====== MATERIAL PROVIDED
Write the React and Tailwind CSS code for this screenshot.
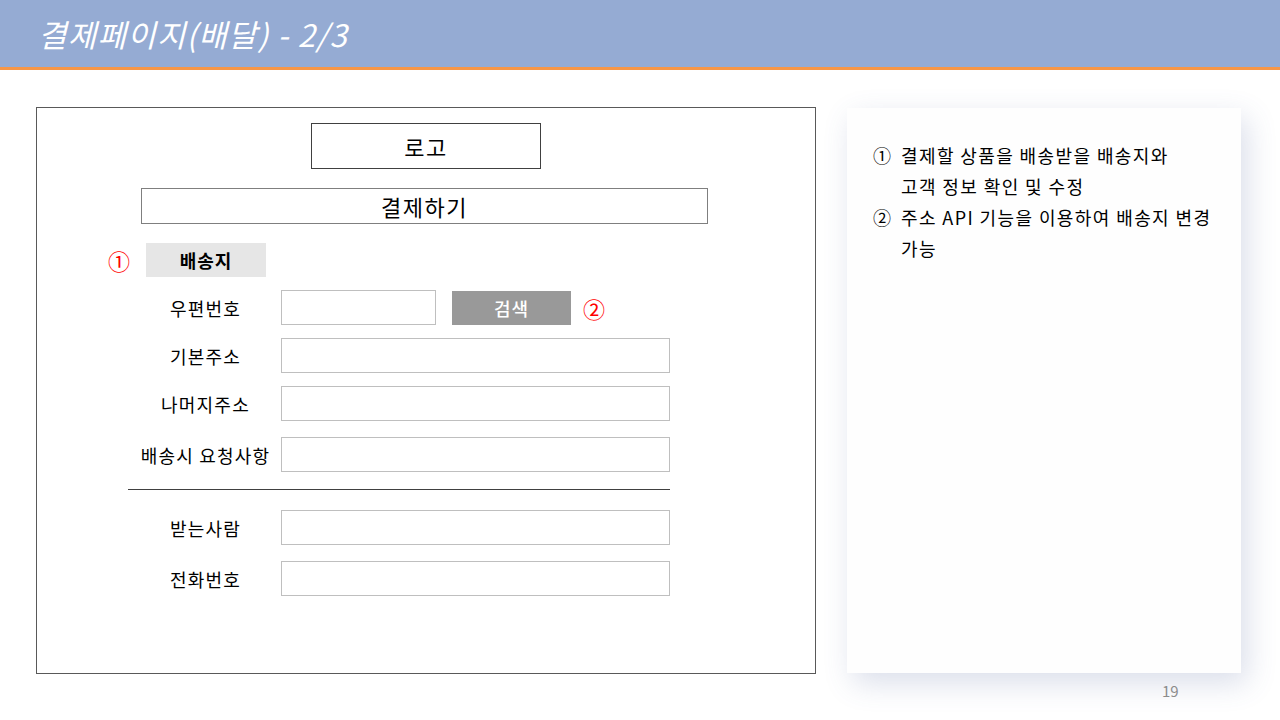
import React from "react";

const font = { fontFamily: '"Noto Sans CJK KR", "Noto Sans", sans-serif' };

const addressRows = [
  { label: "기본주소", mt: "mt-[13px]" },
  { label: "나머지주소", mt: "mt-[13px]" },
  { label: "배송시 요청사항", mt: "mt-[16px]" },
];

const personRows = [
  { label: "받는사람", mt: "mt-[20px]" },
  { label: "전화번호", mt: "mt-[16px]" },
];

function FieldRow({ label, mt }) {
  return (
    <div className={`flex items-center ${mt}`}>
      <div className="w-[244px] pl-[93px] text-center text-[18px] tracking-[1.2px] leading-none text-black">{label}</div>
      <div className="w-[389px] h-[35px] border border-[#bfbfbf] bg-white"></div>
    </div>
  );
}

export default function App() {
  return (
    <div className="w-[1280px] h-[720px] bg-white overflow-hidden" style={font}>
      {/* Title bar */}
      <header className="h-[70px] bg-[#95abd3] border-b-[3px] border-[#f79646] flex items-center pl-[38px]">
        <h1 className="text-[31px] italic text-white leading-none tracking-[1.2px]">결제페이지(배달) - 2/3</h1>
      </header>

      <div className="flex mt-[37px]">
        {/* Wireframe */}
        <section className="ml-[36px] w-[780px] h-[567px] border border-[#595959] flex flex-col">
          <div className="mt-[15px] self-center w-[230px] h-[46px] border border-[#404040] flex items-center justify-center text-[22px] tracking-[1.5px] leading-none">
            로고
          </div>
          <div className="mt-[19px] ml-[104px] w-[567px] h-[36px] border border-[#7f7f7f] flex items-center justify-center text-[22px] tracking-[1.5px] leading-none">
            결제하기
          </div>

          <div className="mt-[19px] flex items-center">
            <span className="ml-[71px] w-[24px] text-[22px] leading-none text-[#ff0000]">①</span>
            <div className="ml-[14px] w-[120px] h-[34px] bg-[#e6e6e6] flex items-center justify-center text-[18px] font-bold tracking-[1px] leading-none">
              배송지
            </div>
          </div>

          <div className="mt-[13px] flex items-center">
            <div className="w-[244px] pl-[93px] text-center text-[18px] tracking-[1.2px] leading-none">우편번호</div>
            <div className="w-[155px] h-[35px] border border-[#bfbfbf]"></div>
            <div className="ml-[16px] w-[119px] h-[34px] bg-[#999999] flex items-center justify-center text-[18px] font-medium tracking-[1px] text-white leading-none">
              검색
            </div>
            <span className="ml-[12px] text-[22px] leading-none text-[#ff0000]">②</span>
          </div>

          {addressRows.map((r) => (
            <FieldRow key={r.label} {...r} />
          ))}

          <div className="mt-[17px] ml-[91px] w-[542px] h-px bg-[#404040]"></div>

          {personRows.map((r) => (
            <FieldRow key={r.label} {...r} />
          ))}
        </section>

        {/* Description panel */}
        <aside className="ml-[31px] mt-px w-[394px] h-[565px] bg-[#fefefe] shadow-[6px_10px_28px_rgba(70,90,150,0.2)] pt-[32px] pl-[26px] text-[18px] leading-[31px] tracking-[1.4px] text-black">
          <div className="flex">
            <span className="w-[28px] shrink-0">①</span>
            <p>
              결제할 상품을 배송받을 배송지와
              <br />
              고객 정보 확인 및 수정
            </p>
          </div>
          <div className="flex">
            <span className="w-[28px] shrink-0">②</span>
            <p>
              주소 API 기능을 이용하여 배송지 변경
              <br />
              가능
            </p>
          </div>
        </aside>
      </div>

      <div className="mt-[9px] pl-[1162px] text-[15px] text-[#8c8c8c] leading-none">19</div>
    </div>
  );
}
============
» PROBLEM REQUIREMENTS:
Copy out every line of the material above exactly, skipping the pictures.

» CORRECT OUTPUT:
Write the React and Tailwind CSS code for this screenshot.
import React from "react";

const font = { fontFamily: '"Noto Sans CJK KR", "Noto Sans", sans-serif' };

const addressRows = [
  { label: "기본주소", mt: "mt-[13px]" },
  { label: "나머지주소", mt: "mt-[13px]" },
  { label: "배송시 요청사항", mt: "mt-[16px]" },
];

const personRows = [
  { label: "받는사람", mt: "mt-[20px]" },
  { label: "전화번호", mt: "mt-[16px]" },
];

function FieldRow({ label, mt }) {
  return (
    <div className={`flex items-center ${mt}`}>
      <div className="w-[244px] pl-[93px] text-center text-[18px] tracking-[1.2px] leading-none text-black">{label}</div>
      <div className="w-[389px] h-[35px] border border-[#bfbfbf] bg-white"></div>
    </div>
  );
}

export default function App() {
  return (
    <div className="w-[1280px] h-[720px] bg-white overflow-hidden" style={font}>
      {/* Title bar */}
      <header className="h-[70px] bg-[#95abd3] border-b-[3px] border-[#f79646] flex items-center pl-[38px]">
        <h1 className="text-[31px] italic text-white leading-none tracking-[1.2px]">결제페이지(배달) - 2/3</h1>
      </header>

      <div className="flex mt-[37px]">
        {/* Wireframe */}
        <section className="ml-[36px] w-[780px] h-[567px] border border-[#595959] flex flex-col">
          <div className="mt-[15px] self-center w-[230px] h-[46px] border border-[#404040] flex items-center justify-center text-[22px] tracking-[1.5px] leading-none">
            로고
          </div>
          <div className="mt-[19px] ml-[104px] w-[567px] h-[36px] border border-[#7f7f7f] flex items-center justify-center text-[22px] tracking-[1.5px] leading-none">
            결제하기
          </div>

          <div className="mt-[19px] flex items-center">
            <span className="ml-[71px] w-[24px] text-[22px] leading-none text-[#ff0000]">①</span>
            <div className="ml-[14px] w-[120px] h-[34px] bg-[#e6e6e6] flex items-center justify-center text-[18px] font-bold tracking-[1px] leading-none">
              배송지
            </div>
          </div>

          <div className="mt-[13px] flex items-center">
            <div className="w-[244px] pl-[93px] text-center text-[18px] tracking-[1.2px] leading-none">우편번호</div>
            <div className="w-[155px] h-[35px] border border-[#bfbfbf]"></div>
            <div className="ml-[16px] w-[119px] h-[34px] bg-[#999999] flex items-center justify-center text-[18px] font-medium tracking-[1px] text-white leading-none">
              검색
            </div>
            <span className="ml-[12px] text-[22px] leading-none text-[#ff0000]">②</span>
          </div>

          {addressRows.map((r) => (
            <FieldRow key={r.label} {...r} />
          ))}

          <div className="mt-[17px] ml-[91px] w-[542px] h-px bg-[#404040]"></div>

          {personRows.map((r) => (
            <FieldRow key={r.label} {...r} />
          ))}
        </section>

        {/* Description panel */}
        <aside className="ml-[31px] mt-px w-[394px] h-[565px] bg-[#fefefe] shadow-[6px_10px_28px_rgba(70,90,150,0.2)] pt-[32px] pl-[26px] text-[18px] leading-[31px] tracking-[1.4px] text-black">
          <div className="flex">
            <span className="w-[28px] shrink-0">①</span>
            <p>
              결제할 상품을 배송받을 배송지와
              <br />
              고객 정보 확인 및 수정
            </p>
          </div>
          <div className="flex">
            <span className="w-[28px] shrink-0">②</span>
            <p>
              주소 API 기능을 이용하여 배송지 변경
              <br />
              가능
            </p>
          </div>
        </aside>
      </div>

      <div className="mt-[9px] pl-[1162px] text-[15px] text-[#8c8c8c] leading-none">19</div>
    </div>
  );
}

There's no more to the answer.